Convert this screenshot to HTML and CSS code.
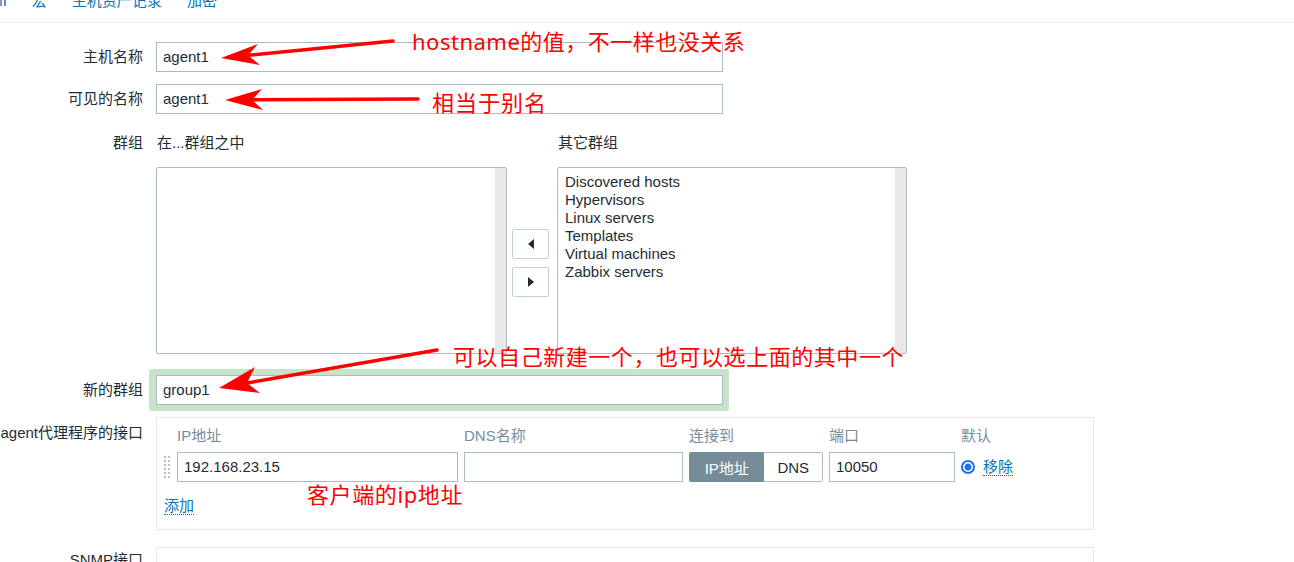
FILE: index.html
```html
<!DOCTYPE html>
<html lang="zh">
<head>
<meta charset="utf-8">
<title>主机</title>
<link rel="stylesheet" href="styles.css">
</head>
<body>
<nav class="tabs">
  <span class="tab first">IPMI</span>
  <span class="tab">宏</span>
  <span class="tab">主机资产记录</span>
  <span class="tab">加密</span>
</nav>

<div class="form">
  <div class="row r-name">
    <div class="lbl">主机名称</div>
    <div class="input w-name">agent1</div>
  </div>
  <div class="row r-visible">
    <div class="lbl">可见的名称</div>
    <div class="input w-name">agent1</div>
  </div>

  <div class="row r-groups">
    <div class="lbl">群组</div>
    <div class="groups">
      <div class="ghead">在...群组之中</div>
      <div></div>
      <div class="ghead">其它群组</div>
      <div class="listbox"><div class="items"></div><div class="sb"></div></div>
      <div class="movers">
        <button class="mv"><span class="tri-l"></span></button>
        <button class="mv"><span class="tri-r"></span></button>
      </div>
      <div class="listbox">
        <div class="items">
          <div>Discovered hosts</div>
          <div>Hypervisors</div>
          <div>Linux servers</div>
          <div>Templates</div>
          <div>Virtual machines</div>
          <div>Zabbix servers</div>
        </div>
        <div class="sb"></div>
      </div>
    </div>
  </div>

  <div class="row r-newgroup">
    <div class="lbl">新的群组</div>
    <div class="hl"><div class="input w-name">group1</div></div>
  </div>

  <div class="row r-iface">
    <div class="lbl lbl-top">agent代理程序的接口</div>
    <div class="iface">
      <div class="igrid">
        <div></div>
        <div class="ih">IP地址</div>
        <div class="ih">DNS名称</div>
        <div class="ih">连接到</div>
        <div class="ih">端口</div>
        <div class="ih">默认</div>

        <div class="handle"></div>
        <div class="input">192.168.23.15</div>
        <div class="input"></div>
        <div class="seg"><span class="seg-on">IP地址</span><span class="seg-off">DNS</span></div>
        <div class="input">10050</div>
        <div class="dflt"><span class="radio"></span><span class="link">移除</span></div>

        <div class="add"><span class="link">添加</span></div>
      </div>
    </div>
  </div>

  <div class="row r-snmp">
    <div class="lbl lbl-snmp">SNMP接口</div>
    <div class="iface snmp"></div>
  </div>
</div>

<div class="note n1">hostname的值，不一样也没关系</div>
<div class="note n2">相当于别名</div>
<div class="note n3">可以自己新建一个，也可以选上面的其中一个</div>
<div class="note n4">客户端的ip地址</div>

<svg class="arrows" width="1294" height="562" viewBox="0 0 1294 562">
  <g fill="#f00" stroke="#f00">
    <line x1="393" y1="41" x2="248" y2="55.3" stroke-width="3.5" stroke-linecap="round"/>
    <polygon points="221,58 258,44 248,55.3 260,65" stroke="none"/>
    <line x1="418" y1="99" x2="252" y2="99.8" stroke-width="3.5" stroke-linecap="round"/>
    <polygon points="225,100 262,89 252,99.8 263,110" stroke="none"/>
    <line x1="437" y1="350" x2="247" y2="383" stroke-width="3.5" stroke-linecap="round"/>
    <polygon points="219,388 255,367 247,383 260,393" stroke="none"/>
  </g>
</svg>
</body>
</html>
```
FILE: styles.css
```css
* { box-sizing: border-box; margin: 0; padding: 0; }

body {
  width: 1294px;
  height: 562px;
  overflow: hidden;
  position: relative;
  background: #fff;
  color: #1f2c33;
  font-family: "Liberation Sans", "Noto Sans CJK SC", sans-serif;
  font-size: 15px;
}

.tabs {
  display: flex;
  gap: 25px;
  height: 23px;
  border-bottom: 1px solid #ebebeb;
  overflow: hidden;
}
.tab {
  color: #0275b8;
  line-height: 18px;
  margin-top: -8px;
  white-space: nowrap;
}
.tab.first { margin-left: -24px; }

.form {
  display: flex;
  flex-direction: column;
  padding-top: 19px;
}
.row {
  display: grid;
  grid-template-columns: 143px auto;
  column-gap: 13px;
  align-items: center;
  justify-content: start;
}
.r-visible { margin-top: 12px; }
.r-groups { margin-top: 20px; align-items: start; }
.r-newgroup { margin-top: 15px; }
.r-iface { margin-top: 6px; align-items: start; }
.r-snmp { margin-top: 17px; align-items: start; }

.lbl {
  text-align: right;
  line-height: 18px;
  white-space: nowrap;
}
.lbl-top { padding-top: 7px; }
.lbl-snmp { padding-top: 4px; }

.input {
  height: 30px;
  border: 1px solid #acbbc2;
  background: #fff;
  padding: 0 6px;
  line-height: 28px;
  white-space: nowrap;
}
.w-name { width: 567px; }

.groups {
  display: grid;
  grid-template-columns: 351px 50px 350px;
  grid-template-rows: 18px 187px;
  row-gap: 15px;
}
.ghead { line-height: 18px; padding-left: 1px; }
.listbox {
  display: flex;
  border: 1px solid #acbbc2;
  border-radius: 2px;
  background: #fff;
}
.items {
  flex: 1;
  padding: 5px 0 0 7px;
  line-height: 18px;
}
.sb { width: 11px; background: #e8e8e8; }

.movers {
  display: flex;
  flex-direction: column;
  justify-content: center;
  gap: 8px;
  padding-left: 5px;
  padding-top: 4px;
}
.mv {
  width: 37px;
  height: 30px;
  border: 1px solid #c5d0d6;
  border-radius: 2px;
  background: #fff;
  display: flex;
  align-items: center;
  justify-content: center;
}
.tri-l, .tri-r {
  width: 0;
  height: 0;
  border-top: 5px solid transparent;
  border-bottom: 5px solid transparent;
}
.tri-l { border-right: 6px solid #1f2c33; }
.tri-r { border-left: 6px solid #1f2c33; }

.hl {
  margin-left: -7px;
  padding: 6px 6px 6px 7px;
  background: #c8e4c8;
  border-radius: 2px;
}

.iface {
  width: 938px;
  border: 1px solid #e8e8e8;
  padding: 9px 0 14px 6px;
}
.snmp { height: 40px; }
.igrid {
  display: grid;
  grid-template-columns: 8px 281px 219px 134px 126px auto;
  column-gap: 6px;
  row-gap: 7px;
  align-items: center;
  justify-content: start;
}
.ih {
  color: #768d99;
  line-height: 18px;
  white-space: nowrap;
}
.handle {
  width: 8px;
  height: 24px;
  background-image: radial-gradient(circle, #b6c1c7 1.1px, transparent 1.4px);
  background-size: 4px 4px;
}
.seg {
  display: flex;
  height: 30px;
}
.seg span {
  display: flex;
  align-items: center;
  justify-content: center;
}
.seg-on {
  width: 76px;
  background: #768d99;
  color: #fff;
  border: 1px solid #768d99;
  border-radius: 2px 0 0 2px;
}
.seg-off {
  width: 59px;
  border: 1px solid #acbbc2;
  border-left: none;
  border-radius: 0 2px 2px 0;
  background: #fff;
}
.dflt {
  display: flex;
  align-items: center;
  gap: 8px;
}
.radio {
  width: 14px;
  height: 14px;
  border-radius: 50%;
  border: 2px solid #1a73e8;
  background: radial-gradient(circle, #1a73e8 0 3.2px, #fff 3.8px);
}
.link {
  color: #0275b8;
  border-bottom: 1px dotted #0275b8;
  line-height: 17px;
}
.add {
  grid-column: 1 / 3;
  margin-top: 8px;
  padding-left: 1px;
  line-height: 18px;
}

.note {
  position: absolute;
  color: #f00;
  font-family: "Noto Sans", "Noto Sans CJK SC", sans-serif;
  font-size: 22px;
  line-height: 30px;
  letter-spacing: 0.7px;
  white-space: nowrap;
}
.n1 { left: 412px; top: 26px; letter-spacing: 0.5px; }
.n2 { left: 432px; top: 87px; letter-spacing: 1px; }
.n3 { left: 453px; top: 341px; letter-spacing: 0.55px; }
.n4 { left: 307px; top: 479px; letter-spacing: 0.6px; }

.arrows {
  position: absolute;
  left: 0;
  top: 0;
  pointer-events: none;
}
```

:: To be done ::
Your task is to reproduce all of the material exactly. The pictures stay out.

:: Answer in full ::
Convert this screenshot to HTML and CSS code.
FILE: index.html
```html
<!DOCTYPE html>
<html lang="zh">
<head>
<meta charset="utf-8">
<title>主机</title>
<link rel="stylesheet" href="styles.css">
</head>
<body>
<nav class="tabs">
  <span class="tab first">IPMI</span>
  <span class="tab">宏</span>
  <span class="tab">主机资产记录</span>
  <span class="tab">加密</span>
</nav>

<div class="form">
  <div class="row r-name">
    <div class="lbl">主机名称</div>
    <div class="input w-name">agent1</div>
  </div>
  <div class="row r-visible">
    <div class="lbl">可见的名称</div>
    <div class="input w-name">agent1</div>
  </div>

  <div class="row r-groups">
    <div class="lbl">群组</div>
    <div class="groups">
      <div class="ghead">在...群组之中</div>
      <div></div>
      <div class="ghead">其它群组</div>
      <div class="listbox"><div class="items"></div><div class="sb"></div></div>
      <div class="movers">
        <button class="mv"><span class="tri-l"></span></button>
        <button class="mv"><span class="tri-r"></span></button>
      </div>
      <div class="listbox">
        <div class="items">
          <div>Discovered hosts</div>
          <div>Hypervisors</div>
          <div>Linux servers</div>
          <div>Templates</div>
          <div>Virtual machines</div>
          <div>Zabbix servers</div>
        </div>
        <div class="sb"></div>
      </div>
    </div>
  </div>

  <div class="row r-newgroup">
    <div class="lbl">新的群组</div>
    <div class="hl"><div class="input w-name">group1</div></div>
  </div>

  <div class="row r-iface">
    <div class="lbl lbl-top">agent代理程序的接口</div>
    <div class="iface">
      <div class="igrid">
        <div></div>
        <div class="ih">IP地址</div>
        <div class="ih">DNS名称</div>
        <div class="ih">连接到</div>
        <div class="ih">端口</div>
        <div class="ih">默认</div>

        <div class="handle"></div>
        <div class="input">192.168.23.15</div>
        <div class="input"></div>
        <div class="seg"><span class="seg-on">IP地址</span><span class="seg-off">DNS</span></div>
        <div class="input">10050</div>
        <div class="dflt"><span class="radio"></span><span class="link">移除</span></div>

        <div class="add"><span class="link">添加</span></div>
      </div>
    </div>
  </div>

  <div class="row r-snmp">
    <div class="lbl lbl-snmp">SNMP接口</div>
    <div class="iface snmp"></div>
  </div>
</div>

<div class="note n1">hostname的值，不一样也没关系</div>
<div class="note n2">相当于别名</div>
<div class="note n3">可以自己新建一个，也可以选上面的其中一个</div>
<div class="note n4">客户端的ip地址</div>

<svg class="arrows" width="1294" height="562" viewBox="0 0 1294 562">
  <g fill="#f00" stroke="#f00">
    <line x1="393" y1="41" x2="248" y2="55.3" stroke-width="3.5" stroke-linecap="round"/>
    <polygon points="221,58 258,44 248,55.3 260,65" stroke="none"/>
    <line x1="418" y1="99" x2="252" y2="99.8" stroke-width="3.5" stroke-linecap="round"/>
    <polygon points="225,100 262,89 252,99.8 263,110" stroke="none"/>
    <line x1="437" y1="350" x2="247" y2="383" stroke-width="3.5" stroke-linecap="round"/>
    <polygon points="219,388 255,367 247,383 260,393" stroke="none"/>
  </g>
</svg>
</body>
</html>
```
FILE: styles.css
```css
* { box-sizing: border-box; margin: 0; padding: 0; }

body {
  width: 1294px;
  height: 562px;
  overflow: hidden;
  position: relative;
  background: #fff;
  color: #1f2c33;
  font-family: "Liberation Sans", "Noto Sans CJK SC", sans-serif;
  font-size: 15px;
}

.tabs {
  display: flex;
  gap: 25px;
  height: 23px;
  border-bottom: 1px solid #ebebeb;
  overflow: hidden;
}
.tab {
  color: #0275b8;
  line-height: 18px;
  margin-top: -8px;
  white-space: nowrap;
}
.tab.first { margin-left: -24px; }

.form {
  display: flex;
  flex-direction: column;
  padding-top: 19px;
}
.row {
  display: grid;
  grid-template-columns: 143px auto;
  column-gap: 13px;
  align-items: center;
  justify-content: start;
}
.r-visible { margin-top: 12px; }
.r-groups { margin-top: 20px; align-items: start; }
.r-newgroup { margin-top: 15px; }
.r-iface { margin-top: 6px; align-items: start; }
.r-snmp { margin-top: 17px; align-items: start; }

.lbl {
  text-align: right;
  line-height: 18px;
  white-space: nowrap;
}
.lbl-top { padding-top: 7px; }
.lbl-snmp { padding-top: 4px; }

.input {
  height: 30px;
  border: 1px solid #acbbc2;
  background: #fff;
  padding: 0 6px;
  line-height: 28px;
  white-space: nowrap;
}
.w-name { width: 567px; }

.groups {
  display: grid;
  grid-template-columns: 351px 50px 350px;
  grid-template-rows: 18px 187px;
  row-gap: 15px;
}
.ghead { line-height: 18px; padding-left: 1px; }
.listbox {
  display: flex;
  border: 1px solid #acbbc2;
  border-radius: 2px;
  background: #fff;
}
.items {
  flex: 1;
  padding: 5px 0 0 7px;
  line-height: 18px;
}
.sb { width: 11px; background: #e8e8e8; }

.movers {
  display: flex;
  flex-direction: column;
  justify-content: center;
  gap: 8px;
  padding-left: 5px;
  padding-top: 4px;
}
.mv {
  width: 37px;
  height: 30px;
  border: 1px solid #c5d0d6;
  border-radius: 2px;
  background: #fff;
  display: flex;
  align-items: center;
  justify-content: center;
}
.tri-l, .tri-r {
  width: 0;
  height: 0;
  border-top: 5px solid transparent;
  border-bottom: 5px solid transparent;
}
.tri-l { border-right: 6px solid #1f2c33; }
.tri-r { border-left: 6px solid #1f2c33; }

.hl {
  margin-left: -7px;
  padding: 6px 6px 6px 7px;
  background: #c8e4c8;
  border-radius: 2px;
}

.iface {
  width: 938px;
  border: 1px solid #e8e8e8;
  padding: 9px 0 14px 6px;
}
.snmp { height: 40px; }
.igrid {
  display: grid;
  grid-template-columns: 8px 281px 219px 134px 126px auto;
  column-gap: 6px;
  row-gap: 7px;
  align-items: center;
  justify-content: start;
}
.ih {
  color: #768d99;
  line-height: 18px;
  white-space: nowrap;
}
.handle {
  width: 8px;
  height: 24px;
  background-image: radial-gradient(circle, #b6c1c7 1.1px, transparent 1.4px);
  background-size: 4px 4px;
}
.seg {
  display: flex;
  height: 30px;
}
.seg span {
  display: flex;
  align-items: center;
  justify-content: center;
}
.seg-on {
  width: 76px;
  background: #768d99;
  color: #fff;
  border: 1px solid #768d99;
  border-radius: 2px 0 0 2px;
}
.seg-off {
  width: 59px;
  border: 1px solid #acbbc2;
  border-left: none;
  border-radius: 0 2px 2px 0;
  background: #fff;
}
.dflt {
  display: flex;
  align-items: center;
  gap: 8px;
}
.radio {
  width: 14px;
  height: 14px;
  border-radius: 50%;
  border: 2px solid #1a73e8;
  background: radial-gradient(circle, #1a73e8 0 3.2px, #fff 3.8px);
}
.link {
  color: #0275b8;
  border-bottom: 1px dotted #0275b8;
  line-height: 17px;
}
.add {
  grid-column: 1 / 3;
  margin-top: 8px;
  padding-left: 1px;
  line-height: 18px;
}

.note {
  position: absolute;
  color: #f00;
  font-family: "Noto Sans", "Noto Sans CJK SC", sans-serif;
  font-size: 22px;
  line-height: 30px;
  letter-spacing: 0.7px;
  white-space: nowrap;
}
.n1 { left: 412px; top: 26px; letter-spacing: 0.5px; }
.n2 { left: 432px; top: 87px; letter-spacing: 1px; }
.n3 { left: 453px; top: 341px; letter-spacing: 0.55px; }
.n4 { left: 307px; top: 479px; letter-spacing: 0.6px; }

.arrows {
  position: absolute;
  left: 0;
  top: 0;
  pointer-events: none;
}
```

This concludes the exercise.